Renewable Portfolio Standards are a state-regulated component of an energy supplier’s price.
The Renewable Portfolio Standards (RPS) component of your electricity bill requires a percentage of the electricity supply load to be generated from renewable resources. These standards help diversify energy resources, promote domestic energy production, and encourage economic development.
When a state increases their RPS requirements, suppliers increase costs. This is because the RPS price component takes up a larger percentage of their total energy price.
In 2018, legislation was passed in Massachusetts increasing clean energy standards, which increased the electricity supply’s RPS requirements. News of this new legislation sent up a huge red flag for our energy advisors. We knew we needed to act quickly to ensure our client’s electricity contracts were insulated from this incoming volatility.
What Happens When Renewable Portfolio Standards Change
We examined the law closely and did a historical analysis on RPS costs in New England.
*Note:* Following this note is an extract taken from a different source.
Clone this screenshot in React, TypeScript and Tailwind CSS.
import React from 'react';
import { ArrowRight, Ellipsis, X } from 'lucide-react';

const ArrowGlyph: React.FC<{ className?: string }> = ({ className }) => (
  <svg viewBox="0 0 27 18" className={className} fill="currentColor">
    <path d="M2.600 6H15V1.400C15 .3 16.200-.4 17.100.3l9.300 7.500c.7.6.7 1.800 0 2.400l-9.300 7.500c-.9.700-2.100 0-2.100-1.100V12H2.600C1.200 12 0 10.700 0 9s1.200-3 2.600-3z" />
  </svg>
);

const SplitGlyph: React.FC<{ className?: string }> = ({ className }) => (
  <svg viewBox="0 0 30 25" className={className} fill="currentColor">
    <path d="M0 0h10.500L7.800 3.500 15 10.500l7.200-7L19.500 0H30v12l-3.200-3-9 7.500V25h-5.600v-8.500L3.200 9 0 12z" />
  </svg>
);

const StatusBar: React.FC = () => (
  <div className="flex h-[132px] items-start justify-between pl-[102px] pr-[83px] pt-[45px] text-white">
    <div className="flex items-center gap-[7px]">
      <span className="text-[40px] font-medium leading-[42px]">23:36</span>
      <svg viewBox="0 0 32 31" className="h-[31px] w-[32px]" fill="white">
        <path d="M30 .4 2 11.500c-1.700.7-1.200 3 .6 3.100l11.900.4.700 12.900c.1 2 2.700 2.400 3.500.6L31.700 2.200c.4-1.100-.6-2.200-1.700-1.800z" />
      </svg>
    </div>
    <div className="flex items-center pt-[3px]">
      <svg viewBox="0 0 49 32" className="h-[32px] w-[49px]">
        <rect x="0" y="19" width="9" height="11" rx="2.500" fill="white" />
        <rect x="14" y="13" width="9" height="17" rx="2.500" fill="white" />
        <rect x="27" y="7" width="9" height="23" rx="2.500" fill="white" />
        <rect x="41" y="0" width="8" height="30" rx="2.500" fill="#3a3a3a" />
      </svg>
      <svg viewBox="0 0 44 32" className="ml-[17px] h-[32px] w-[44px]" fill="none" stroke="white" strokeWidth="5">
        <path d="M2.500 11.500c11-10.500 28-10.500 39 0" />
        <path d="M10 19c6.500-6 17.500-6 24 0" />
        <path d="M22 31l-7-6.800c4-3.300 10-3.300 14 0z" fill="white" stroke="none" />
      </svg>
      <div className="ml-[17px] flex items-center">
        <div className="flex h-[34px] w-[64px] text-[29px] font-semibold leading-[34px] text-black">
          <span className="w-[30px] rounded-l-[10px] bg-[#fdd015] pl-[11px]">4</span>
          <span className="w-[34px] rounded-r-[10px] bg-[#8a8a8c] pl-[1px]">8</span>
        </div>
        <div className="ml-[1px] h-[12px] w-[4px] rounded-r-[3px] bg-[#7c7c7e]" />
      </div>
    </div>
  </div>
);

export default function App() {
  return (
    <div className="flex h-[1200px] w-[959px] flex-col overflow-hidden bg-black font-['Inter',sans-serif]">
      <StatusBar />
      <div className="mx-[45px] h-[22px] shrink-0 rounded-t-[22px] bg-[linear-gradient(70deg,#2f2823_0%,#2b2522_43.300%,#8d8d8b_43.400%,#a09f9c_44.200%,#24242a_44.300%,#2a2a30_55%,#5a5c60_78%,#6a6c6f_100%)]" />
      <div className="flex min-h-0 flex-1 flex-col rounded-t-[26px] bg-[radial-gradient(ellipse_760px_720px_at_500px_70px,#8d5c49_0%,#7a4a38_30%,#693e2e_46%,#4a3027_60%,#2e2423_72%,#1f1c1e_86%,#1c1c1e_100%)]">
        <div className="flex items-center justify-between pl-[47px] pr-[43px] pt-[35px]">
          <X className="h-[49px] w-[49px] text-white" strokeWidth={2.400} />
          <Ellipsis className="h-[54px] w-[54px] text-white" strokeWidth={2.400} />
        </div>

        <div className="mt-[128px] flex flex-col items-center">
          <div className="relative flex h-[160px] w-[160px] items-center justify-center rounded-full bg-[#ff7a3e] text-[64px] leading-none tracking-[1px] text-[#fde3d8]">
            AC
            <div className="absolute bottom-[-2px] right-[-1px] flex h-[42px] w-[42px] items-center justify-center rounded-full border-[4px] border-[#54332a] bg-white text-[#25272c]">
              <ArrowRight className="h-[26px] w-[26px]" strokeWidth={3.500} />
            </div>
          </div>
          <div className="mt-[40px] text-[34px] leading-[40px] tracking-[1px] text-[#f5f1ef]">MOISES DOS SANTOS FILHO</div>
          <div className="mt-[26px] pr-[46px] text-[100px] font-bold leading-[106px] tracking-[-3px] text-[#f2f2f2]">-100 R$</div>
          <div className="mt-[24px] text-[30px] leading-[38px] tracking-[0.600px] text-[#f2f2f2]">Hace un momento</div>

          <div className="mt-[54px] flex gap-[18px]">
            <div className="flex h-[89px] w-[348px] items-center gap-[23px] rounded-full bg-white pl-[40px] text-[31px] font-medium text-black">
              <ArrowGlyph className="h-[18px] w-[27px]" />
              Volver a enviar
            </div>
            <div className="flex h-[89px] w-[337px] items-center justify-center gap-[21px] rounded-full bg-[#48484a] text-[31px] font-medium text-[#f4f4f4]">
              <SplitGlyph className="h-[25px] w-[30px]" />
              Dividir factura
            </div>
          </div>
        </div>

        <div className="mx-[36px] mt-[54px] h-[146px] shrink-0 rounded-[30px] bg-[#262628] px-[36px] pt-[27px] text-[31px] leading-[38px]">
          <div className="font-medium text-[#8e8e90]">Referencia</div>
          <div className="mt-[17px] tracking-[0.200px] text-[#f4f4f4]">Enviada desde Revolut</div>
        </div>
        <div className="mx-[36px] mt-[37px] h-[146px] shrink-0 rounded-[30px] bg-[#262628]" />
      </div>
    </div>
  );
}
We then made a predictive model that forecasted these gains from 2018 through 2019. This analysis revealed prices were likely to have a $0.14 per kWh increase from 2013 through 2019 and would continue to inflate in the future. $0.14 may not seem like a lot, but that’s a 191% increase over 6 years (figure 1)!
To paint a complete picture of how this would affect our clients, we also examined the RPS percentage of Massachusetts suppliers’ prices. In 2016, RPS accounted for just 12% of a supplier’s price. By 2019, we discovered this was projected to rise up to 19% (figure 2).
In an effort to ensure our customers were not hammered by these incoming costs, we meticulously combed through the legislation. We identified some language embedded in the bill that indicated if a business were to lock in the RPS component of their contract by the end of 2018, their future energy contract was exempt from these new costs.
We immediately notified our clients and worked around the clock to lock in the RPS portion of their contracts. In many cases we even extended contract lengths to maximize their volatility protection as far out as 8 years.
Quickly locking in RPS price components before the deadline ended up saving our clients several millions in cost avoidance.
Other states across the country are not immune to these types of circumstances. In 2019, New Hampshire, Maine, and Maryland all dealt with similar legislation. It is likely just a matter of time before legislation like this impacts other deregulated energy states. This presents opportunities for energy buyers to get out in front of the pack and protect their contracts.